Return the lines where the word "styles" occurs.

--*--

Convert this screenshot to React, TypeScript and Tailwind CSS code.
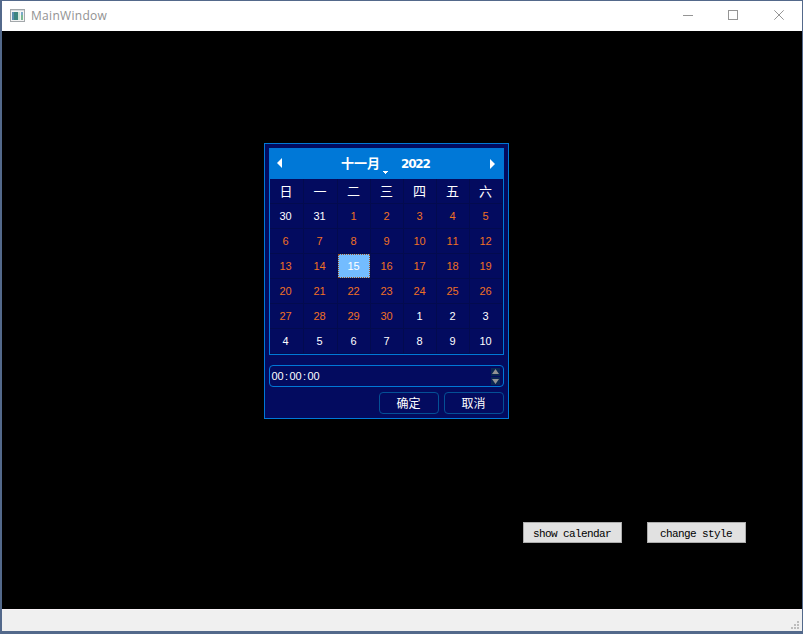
import React from "react";

const weekdays = ["日", "一", "二", "三", "四", "五", "六"];
const days = [30, 31, ...Array.from({ length: 30 }, (_, i) => i + 1), ...Array.from({ length: 10 }, (_, i) => i + 1)];

function TitleBar() {
  return (
    <header className="flex h-[30px] shrink-0 items-center bg-white text-[#929292]">
      <svg className="mb-px ml-2 h-[14px] w-[15px] shrink-0" viewBox="0 0 15 14" shapeRendering="crispEdges">
        <rect x="0.5" y="0.5" width="14" height="12" fill="#f4f4f4" stroke="#a3a8ab" />
        <rect x="1" y="1" width="13" height="1" fill="#d5dadd" />
        <rect x="2" y="3" width="6" height="8" fill="#3d8580" />
        <rect x="2" y="3" width="2" height="8" fill="#5b8fb0" />
        <rect x="8" y="3" width="2" height="8" fill="#d3e5da" />
        <rect x="11" y="3" width="2" height="3" fill="#79aac8" />
        <rect x="11" y="6" width="2" height="5" fill="#79b894" />
      </svg>
      <span className="ml-[6px] font-['Open_Sans','Noto_Sans',sans-serif] text-[12px] leading-[16px] tracking-[0.3px]">MainWindow</span>
      <svg className="mb-px ml-auto mr-[16px] h-[11px] w-[103px]" viewBox="0 0 103 11" fill="none" stroke="#959595">
        <path d="M0 5.5h10M45.5 .5h9v9h-9z" shapeRendering="crispEdges" />
        <path d="M91.3.3l9.4 9.4M100.7.3l-9.4 9.4" />
      </svg>
    </header>
  );
}

function Calendar() {
  return (
    <div className="h-[207px] w-[235px] border border-t-0 border-[#0078d7]">
      <div className="-mx-px flex h-[31px] items-center bg-[#0078d7] text-white">
        <svg className="mb-px ml-2 h-[10px] w-[5px]" viewBox="0 0 5 10" fill="white"><path d="M5 0v10L0 5z" /></svg>
        <div className="relative mb-[2px] ml-[59px] w-[40px] whitespace-nowrap font-['Noto_Sans_CJK_SC',sans-serif] text-[13px] font-bold leading-[20px]">
          十一月
          <svg className="absolute left-[42px] top-[18px] h-[3px] w-[5px]" viewBox="0 0 5 3" fill="white" shapeRendering="crispEdges"><path d="M0 0h5v1H0zM1 1h3v1H1zM2 2h1v1H2z" /></svg>
        </div>
        <span className="ml-[20px] mt-px font-['DejaVu_Sans',sans-serif] text-[12px] font-bold leading-[14px] tracking-[-1.2px]">2022</span>
        <svg className="ml-auto mr-[9px] h-[10px] w-[5px]" viewBox="0 0 5 10" fill="white"><path d="M0 0v10l5-5z" /></svg>
      </div>
      <div className="grid grid-cols-[34px_34px_repeat(5,33px)] auto-rows-[25px] text-white">
        {weekdays.map((day) => (
          <div key={day} className="flex items-center justify-center border-r border-b border-[#030b4f] pb-[2px] pr-px font-['Noto_Sans_CJK_SC',sans-serif] text-[13px] leading-none">
            {day}
          </div>
        ))}
        {days.map((day, i) => {
          const selected = i === 16;
          const color = selected || i < 2 || i > 31 ? "text-white" : "text-[#f07024]";
          return (
            <div key={i} className={`flex border-r border-b border-[#030b4f] font-['Liberation_Sans',sans-serif] text-[11px] leading-none ${color}`}>
              <span className={`flex flex-1 items-center justify-center ${selected ? "border border-dotted border-[#985026] bg-[#73bcff] pr-px" : i % 7 < 2 ? "pr-[2px]" : "pr-px"}`}>
                {String(day).split("").map((digit, n) => <span key={n} className="w-[6px] text-center">{digit}</span>)}
              </span>
            </div>
          );
        })}
      </div>
    </div>
  );
}

function TimeField() {
  return (
    <div className="mt-[10px] flex h-[22px] items-center rounded-[4px] border border-[#0078d7] pl-[1.5px] font-['Liberation_Sans',sans-serif] text-[11px] leading-none text-white">
      {"00:00:00".split("").map((char, i) => <span key={i} className="w-[6px] text-center">{char}</span>)}
      <svg className="ml-auto mr-[3px] h-[18px] w-[9px]" viewBox="0 0 9 18">
        <path fill="#092653" d="M0 1h9v8H0zM0 10h9v8H0z" />
        <path fill="#929292" d="M4.5 2L8 7H1zM1 12h7l-3.5 5z" />
      </svg>
    </div>
  );
}

const dialogButton = "h-[22px] w-[60px] rounded-[4px] border border-[#045096] pr-px text-center font-['Noto_Sans_CJK_SC',sans-serif] text-[12px] leading-[20px]";
const pushButton = "h-[21px] w-[99px] border border-[#adadad] bg-[#e1e1e1] pr-px pt-px text-center font-['Liberation_Mono',monospace] text-[11px] font-medium leading-[20px] tracking-[-0.6px] whitespace-nowrap text-black";

export default function App() {
  return (
    <div className="flex h-[634px] w-[803px] flex-col border-t border-r border-b-[3px] border-l-2 border-[#53698b]">
      <TitleBar />
      <main className="flex h-[578px] shrink-0 flex-col bg-black">
        <section className="ml-[262px] mt-[112px] h-[276px] w-[245px] border border-[#0078d7] bg-[#030b5f] p-1 text-white">
          <Calendar />
          <TimeField />
          <div className="mt-[5px] flex justify-end gap-[5px]">
            <button className={dialogButton}>确定</button>
            <button className={dialogButton}>取消</button>
          </div>
        </section>
        <div className="ml-[521px] mt-[103px] flex gap-[25px]">
          <button className={pushButton}>show calendar</button>
          <button className={pushButton}>change style</button>
        </div>
      </main>
      <footer className="flex h-[22px] shrink-0 items-end justify-end border-t border-[#f9f4f7] bg-[#f0f0f0]">
        <svg className="mb-[2px] mr-[3px] h-[8px] w-[8px]" viewBox="0 0 8 8" fill="#bdbdbd">
          <path d="M6 0h2v2H6zM3 3h2v2H3zM6 3h2v2H6zM0 6h2v2H0zM3 6h2v2H3zM6 6h2v2H6z" />
        </svg>
      </footer>
    </div>
  );
}
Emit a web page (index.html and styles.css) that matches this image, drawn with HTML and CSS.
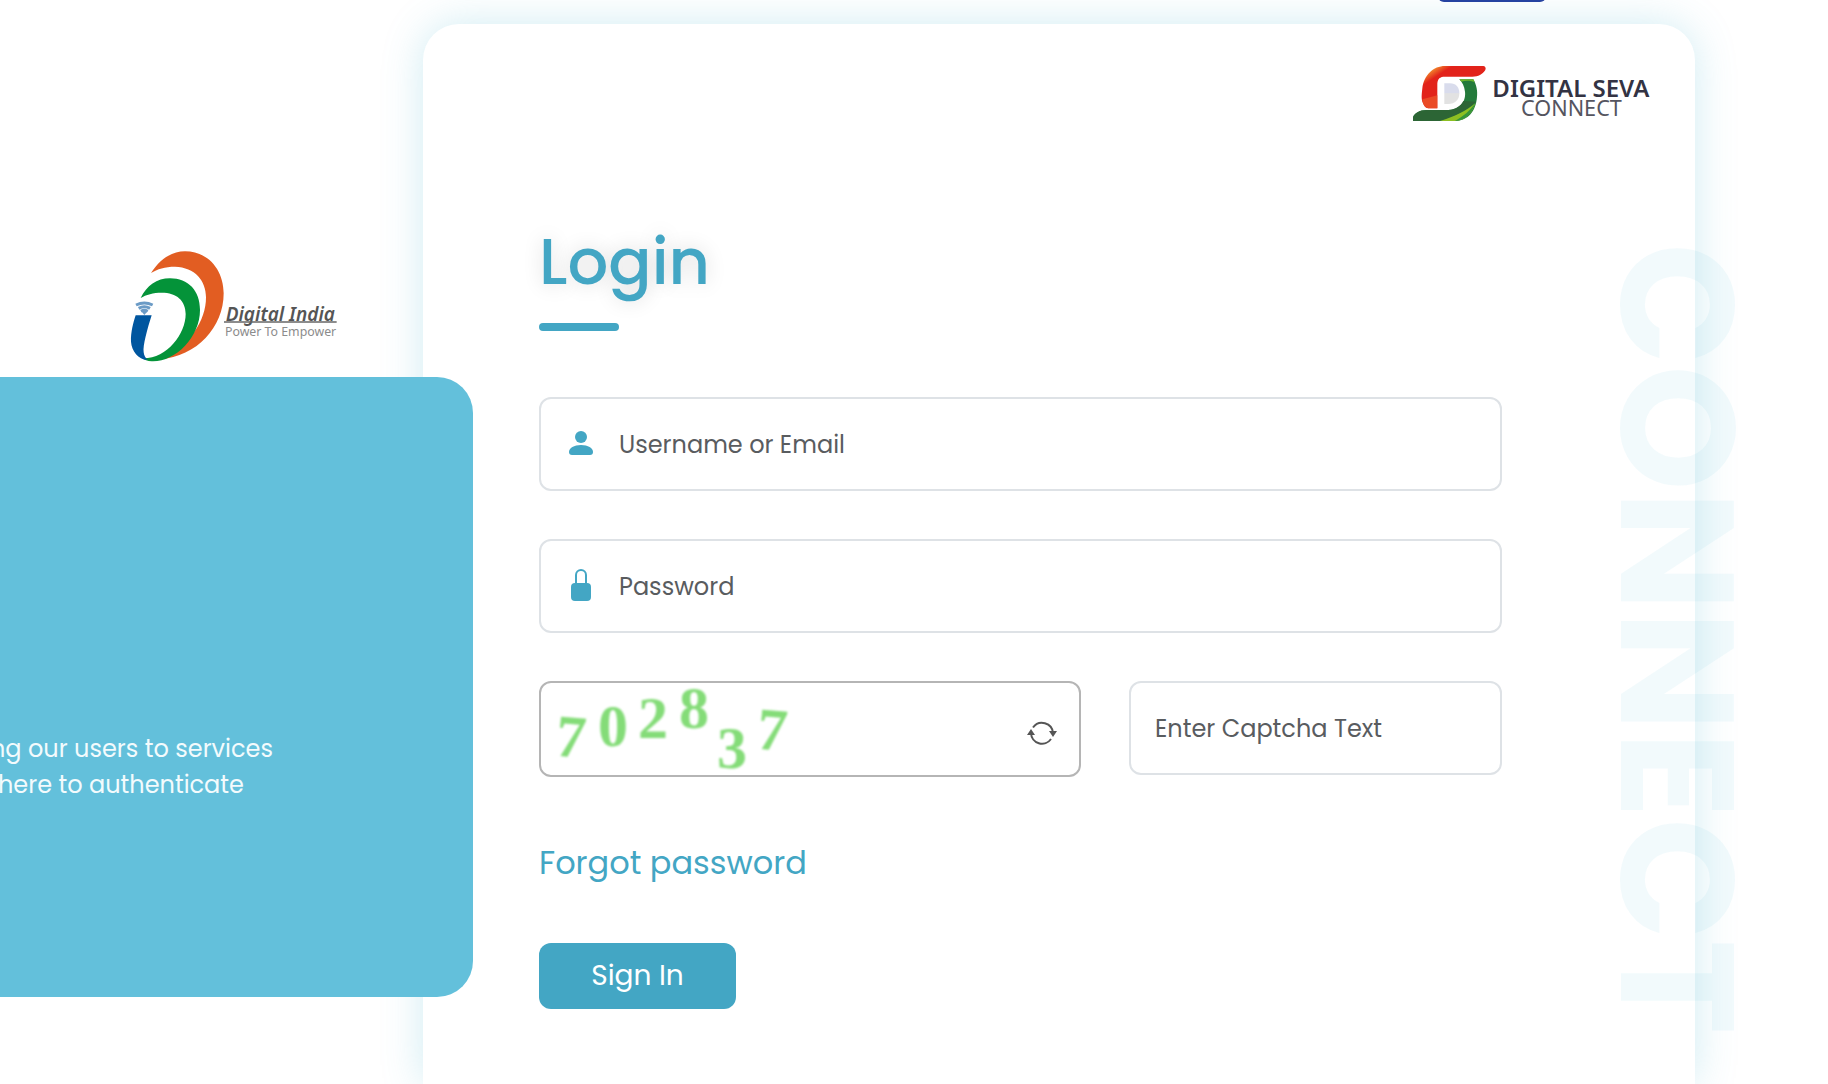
FILE: index.html
```html
<!DOCTYPE html>
<html lang="en">
<head>
<meta charset="utf-8">
<meta name="viewport" content="width=device-width, initial-scale=1">
<title>Login - Digital Seva Connect</title>
<link rel="stylesheet" href="styles.css">
</head>
<body>
<div class="page">
  <header class="topbar"><span class="topbar-tab"></span></header>
  <main class="layout">
    <aside class="intro">
      <svg class="india-logo" viewBox="90 55 630 345" role="img" aria-label="Digital India, Power To Empower">
        <path fill="#e25d22" d="M153 127C180 85 215 62 255 62C325 62 371 118 371 188C371 290 290 378 180 386C270 345 318 270 318 200C318 150 285 110 225 108C195 108 172 115 153 127Z"/>
        <path fill="#049339" d="M122 202C140 165 170 143 210 143C265 143 300 180 300 238C300 320 225 395 155 392C142 391 133 388 128 383C200 385 257 310 257 250C257 210 230 186 185 186C160 186 138 192 122 202Z"/>
        <path fill="#00569f" d="M107 254H155C142 295 128 345 131 365C132 375 136 382 143 387C116 388 95 362 93 333C92 305 100 275 107 254Z"/>
        <g fill="none" stroke="#6b9bc6" stroke-width="9">
          <path d="M108 223Q133 211 158 223"/>
          <path d="M116 233Q133 223 150 233"/>
          <path d="M123 242Q133 236 143 242"/>
        </g>
        <path fill="#6b9bc6" d="M123 240H144L133 253Z"/>
        <text class="india-name" x="377" y="270">Digital India</text>
        <path stroke="#666" stroke-width="4" d="M372 274H710"/>
        <text class="india-tagline" x="375" y="315">Power To Empower</text>
      </svg>
      <div class="intro-panel">
        <p class="intro-text">ng our users to services<br>here to authenticate</p>
      </div>
    </aside>
    <section class="card">
      <svg class="seva-logo" viewBox="99 198 723 168" role="img" aria-label="Digital Seva Connect">
        <defs>
          <linearGradient id="red" x1="0" y1="0" x2="1" y2="1">
            <stop offset="0.12" stop-color="#f28a2c"/>
            <stop offset="0.24" stop-color="#e2231a"/>
          </linearGradient>
          <linearGradient id="grey" x1="0" y1="0" x2="0" y2="1">
            <stop offset="0.45" stop-color="#d9dcec"/>
            <stop offset="0.5" stop-color="#e2e2e2"/>
          </linearGradient>
        </defs>
        <path fill="url(#red)" d="M132 315C122 300 125 285 127 265C132 225 160 198 195 198H310C320 200 318 210 312 215C303 226 290 230 270 230H190C176 232 172 240 172 255V325H145C138 325 134 320 132 315Z"/>
        <path fill="#ea4a26" d="M127 298L172 286V325H145C133 322 128 312 127 298Z"/>
        <path fill="#247a3b" d="M238 238H280C290 255 293 275 291 290C288 335 262 362 225 363H99V352C103 340 118 330 140 330H205C245 328 258 300 255 275C253 258 247 247 238 238Z"/>
        <path fill="#2c6535" d="M99 363V352C103 340 118 330 140 330H205C228 328 242 318 250 303L288 305C255 335 225 350 180 363Z"/>
        <path fill="#6fb52c" d="M238 238H280L284 246C268 241 255 242 244 245Z"/>
        <path fill="#8dbf22" d="M180 363C225 350 262 330 286 310C277 340 256 362 225 363Z"/>
        <path fill="#35963a" d="M225 363C250 350 270 332 286 310C277 340 256 362 225 363Z"/>
        <path fill="url(#grey)" d="M193 250H210C228 250 238 262 238 280C238 300 225 312 205 312H193Z"/>
        <text class="seva-name" x="337" y="290">DIGITAL SEVA</text>
        <text class="seva-sub" x="423" y="349">CONNECT</text>
      </svg>
      <h1 class="title">Login</h1>
      <form class="form">
        <label class="field">
          <svg class="field-icon" viewBox="0 0 24 32" aria-hidden="true">
            <circle cx="12" cy="10" r="6"/>
            <path d="M3 28C1 28 0 27 0 25C0 21 5 18 12 18S24 21 24 25C24 27 23 28 21 28Z"/>
          </svg>
          <input class="field-input" type="text" placeholder="Username or Email" aria-label="Username or Email">
        </label>
        <label class="field">
          <svg class="field-icon" viewBox="0 0 24 32" aria-hidden="true">
            <path class="shackle" d="M7 15V6a5 5 0 0 1 10 0V15"/>
            <rect x="2" y="14" width="20" height="18" rx="4"/>
          </svg>
          <input class="field-input" type="password" placeholder="Password" aria-label="Password">
        </label>
        <div class="captcha-row">
          <div class="captcha">
            <svg class="captcha-code" viewBox="0 0 260 92" role="img" aria-label="Captcha code">
              <text x="15" y="74" transform="rotate(5 30 54)">7</text>
              <text x="57" y="63">0</text>
              <text x="97" y="55">2</text>
              <text x="138" y="45">8</text>
              <text x="176" y="85">3</text>
              <text x="216" y="67" transform="rotate(5 231 48)">7</text>
            </svg>
            <button class="refresh" type="button" aria-label="Refresh captcha">
              <svg class="refresh-icon" viewBox="0 0 30 24">
                <path d="M6 6.500A11 11 0 0 1 26 12M24 18A11 11 0 0 1 4 12" fill="none" stroke="#555" stroke-width="2"/>
                <path d="M0 14L4 8L8 14ZM22 10H30L26 16Z" fill="#555"/>
              </svg>
            </button>
          </div>
          <label class="field captcha-field">
            <input class="field-input" type="text" placeholder="Enter Captcha Text" aria-label="Enter Captcha Text">
          </label>
        </div>
        <a class="forgot" href="#">Forgot password</a>
        <button class="submit" type="submit">Sign In</button>
      </form>
      <div class="watermark" aria-hidden="true">CONNECT</div>
    </section>
  </main>
</div>
</body>
</html>
```
FILE: styles.css
```css
* {
  box-sizing: border-box;
}

body {
  margin: 0;
  background: #fff;
  font-family: Poppins, Inter, sans-serif;
  color: #595c5f;
}

.page {
  display: flex;
  flex-direction: column;
  min-height: 100vh;
  overflow: hidden;
}

.topbar {
  display: flex;
  justify-content: flex-end;
  height: 24px;
  padding-right: 282px;
}

.topbar-tab {
  width: 108px;
  height: 12px;
  margin-top: -10px;
  border-radius: 12px;
  background: #2640a0;
}

.layout {
  display: flex;
  flex: 1;
  padding-right: 133px;
}

.intro {
  z-index: 1;
  flex: none;
  width: 473px;
  margin-right: -50px;
  padding-top: 225px;
}

.india-logo {
  display: block;
  width: 210px;
  height: 115px;
  margin: 0 0 13px 130px;
}

.india-name {
  font: italic 600 57px "Noto Sans", sans-serif;
  fill: #555;
}

.india-tagline {
  font: 400 37px "Noto Sans", sans-serif;
  fill: #8c8c8c;
}

.intro-panel {
  padding: 354px 0 194px;
  border-radius: 0 36px 36px 0;
  background: #63c0db;
}

.intro-text {
  margin: 0 0 0 -2px;
  font-size: 24px;
  line-height: 36px;
  text-indent: -8px;
  white-space: nowrap;
  color: #f3fbfd;
}

.card {
  position: relative;
  display: flex;
  flex: 1;
  flex-direction: column;
  min-width: 0;
  padding: 42px 193px 75px 116px;
  border-radius: 36px 36px 0 0;
  background: #fff;
  box-shadow: 0 0 40px rgba(67, 181, 206, 0.25);
}

.seva-logo {
  align-self: flex-end;
  width: 241px;
  height: 56px;
  margin-right: -152px;
  overflow: visible;
}

.seva-name {
  font: 600 72px "Noto Sans", sans-serif;
  fill: #333343;
}

.seva-sub {
  font: 400 65px "Noto Sans", sans-serif;
  fill: #55555f;
}

.title {
  margin: 104px 0 66px;
  font-size: 64px;
  font-weight: 500;
  line-height: 72px;
  color: #43a6c4;
  text-shadow: 0 0 20px rgba(0, 0, 0, 0.15);
}

.title::after {
  content: "";
  display: block;
  width: 80px;
  height: 8px;
  margin-top: 25px;
  border-radius: 4px;
  background: #43a6c4;
}

.form {
  display: flex;
  flex-direction: column;
  align-items: flex-start;
  gap: 48px;
}

.field {
  display: flex;
  align-items: center;
  gap: 26px;
  width: 100%;
  height: 94px;
  padding: 0 24px 0 28px;
  border: 2px solid #dee2e6;
  border-radius: 12px;
  background: #fff;
}

.field-icon {
  flex: none;
  width: 24px;
  height: 32px;
  margin-bottom: 2px;
  fill: #43a6c4;
}

.shackle {
  fill: none;
  stroke: #43a6c4;
  stroke-width: 2;
}

.field-input {
  flex: 1;
  min-width: 0;
  height: 60px;
  padding: 0;
  border: 0;
  outline: 0;
  background: none;
  font: inherit;
  font-size: 24px;
  color: inherit;
}

.field-input::placeholder {
  color: #595c5f;
  opacity: 1;
}

.captcha-row {
  display: grid;
  grid-template-columns: minmax(0, 542fr) minmax(0, 373fr);
  gap: 48px;
  width: 100%;
}

.captcha {
  display: flex;
  align-items: center;
  justify-content: space-between;
  height: 96px;
  padding-right: 22px;
  border: 2px solid #b5b5b5;
  border-radius: 12px;
}

.captcha-code {
  width: 260px;
  height: 92px;
  overflow: visible;
  font: 700 60px "Liberation Serif", serif;
  fill: #84dc78;
  filter: blur(1px);
}

.captcha-field {
  padding: 0 24px;
}

.refresh {
  display: flex;
  padding: 8px 0 0;
  border: 0;
  background: none;
}

.refresh-icon {
  width: 30px;
  height: 24px;
}

.forgot {
  margin-top: 20px;
  font-size: 32px;
  line-height: 36px;
  text-decoration: none;
  color: #43a6c4;
}

.submit {
  width: 197px;
  height: 66px;
  margin-top: 14px;
  padding: 0;
  border: 0;
  border-radius: 12px;
  background: #43a6c4;
  font: inherit;
  font-size: 28px;
  color: #fff;
}

.watermark {
  position: absolute;
  top: 219px;
  right: -60px;
  font-size: 160px;
  font-weight: 700;
  line-height: 156px;
  writing-mode: vertical-rl;
  white-space: nowrap;
  color: rgba(67, 181, 206, 0.07);
  pointer-events: none;
}
```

--*--

*REPLY TO THE TASK:*
Emit a web page (index.html and styles.css) that matches this image, drawn with HTML and CSS.
<link rel="stylesheet" href="styles.css">
FILE: styles.css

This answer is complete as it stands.